Por José Sócrates
Um filósofo francês pediu a uma máquina de Inteligência Artificial para traduzir para alemão e inglês um capítulo do livro que estava a escrever. O filósofo domina as duas línguas e, no passado, fez traduções para francês de Kant, Hegel, Adorno, Cassirer e por aí fora. Segundo os seus cálculos, ele próprio demoraria dois dias. A máquina demorou seis minutos: “em seis minutos o Chat GPT-4 entregou-me uma tradução de quarenta páginas que é, devo dizer, tão perfeita, inclusive nas nuances, que eu não teria uma só palavra a mudar”. Este é o novo mundo da Inteligência Artificial.
Nenhum outro tema é mais político — no sentido em que esta é uma revolução com impacto nas áreas mais sensíveis da nossa vida em comum. As máquinas de inteligência generativa, as LLM (large language models), são agora capazes de escrever, de ler e de criar textos e imagens que nos deixam sem palavras. Digamo-lo sem receio — são mais inteligentes do que nós. E o que é espantoso nesta mudança é a aceleração, por um lado, e o conteúdo, por outro.

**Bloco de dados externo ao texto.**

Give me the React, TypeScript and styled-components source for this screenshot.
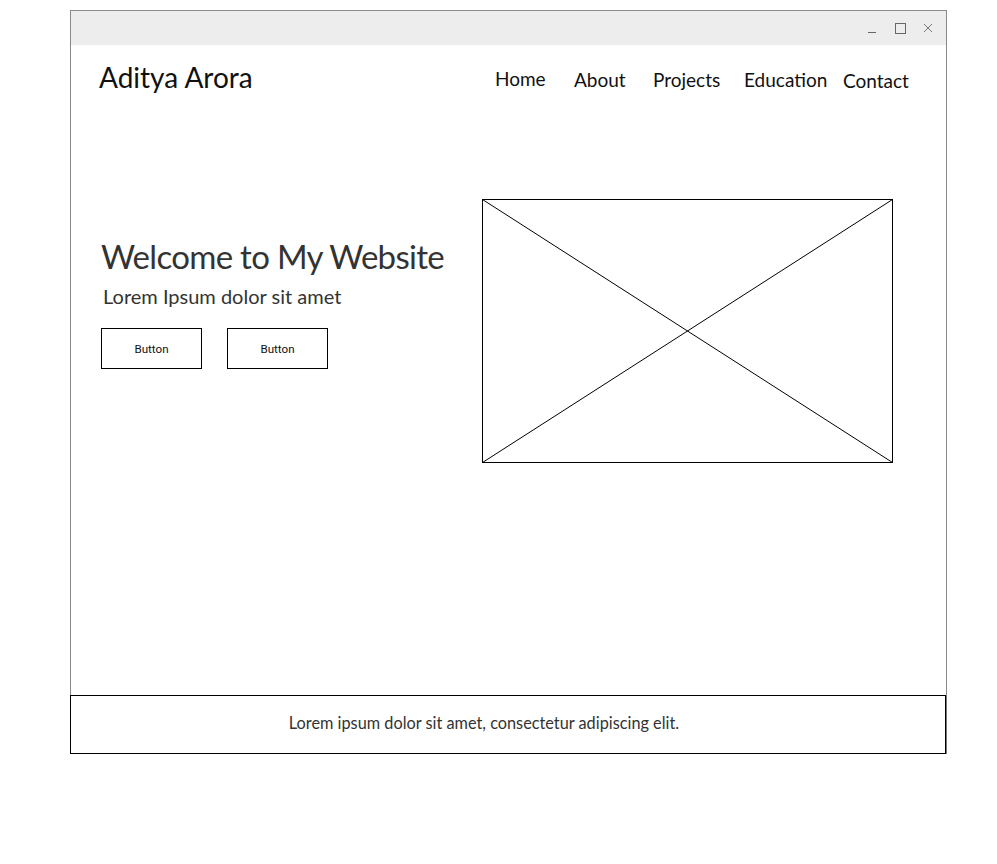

O ritmo de aprendizagem das máquinas é assombroso, sem esquecer que estamos ainda no início. E para que se compreenda bem o problema é necessário identificar a substância da mudança em curso: a Inteligência Artificial ocupa-se daquelas missões que sempre consideramos especificamente humanas e que nos distinguem dos animais — as tarefas criativas em ciência, arte e literatura. Um exemplo: uma jovem escritora (?) ganhou no ano passado um prestigiado prêmio literário no Japão com um romance que, acabou por confessar, foi escrito, em grande parte, por uma máquina de Inteligência Artificial.
Já vai sendo tempo de nos afastarmos dos nossos preconceitos que consideram a atividade intelectual demasiado “humana” ou demasiado “sensível” para ser substituída por máquinas. As chamadas “alucinações” das primeiras máquinas de Inteligência Artificial — erros e invenções, algumas tão cômicas que nos faziam rir — permitiram-nos sustentar este ponto de vista e dormir descansados. Tudo isso foi corrigido em dois ou três anos. As novas máquinas já não cometem esses erros.
Por mais assustadoras e extraordinárias que nos pareçam, estas perguntas são absolutamente legítimas. Não as colocar revela, isso, sim, falta de conhecimento e de lucidez perante o que está a acontecer. Todavia, perante a multiplicidade de questões que a inteligência artificial hoje levanta à vida em sociedade, não devemos perder de vista a questão política central. Ela é a seguinte: devemos fazer uma pausa no seu desenvolvimento para regular a sua utilização, ou devemos, pelo contrário, acelerar e progredir de modo, por exemplo, a combater o cancro, salvar vidas e evitar sofrimentos desnecessários?
Os que pedem uma moratória invocam os múltiplos riscos, os que pedem uma aceleração invocam as óbvias vantagens. Também aqui parece ressurgir a tradicional dicotomia entre apocalípticos e conformados, entre os que gritam ao perigo e os que nele se integram sem dificuldade. Mas, por favor, não esquecer: as questões políticas são questões de poder — de poder econômico no interior das nações e de poder político na competição entre as nações. Como anteriormente no domínio espacial, a inteligência artificial transformou-se numa disputa de poder e prestígio. Ninguém quer parar para pensar. Ninguém.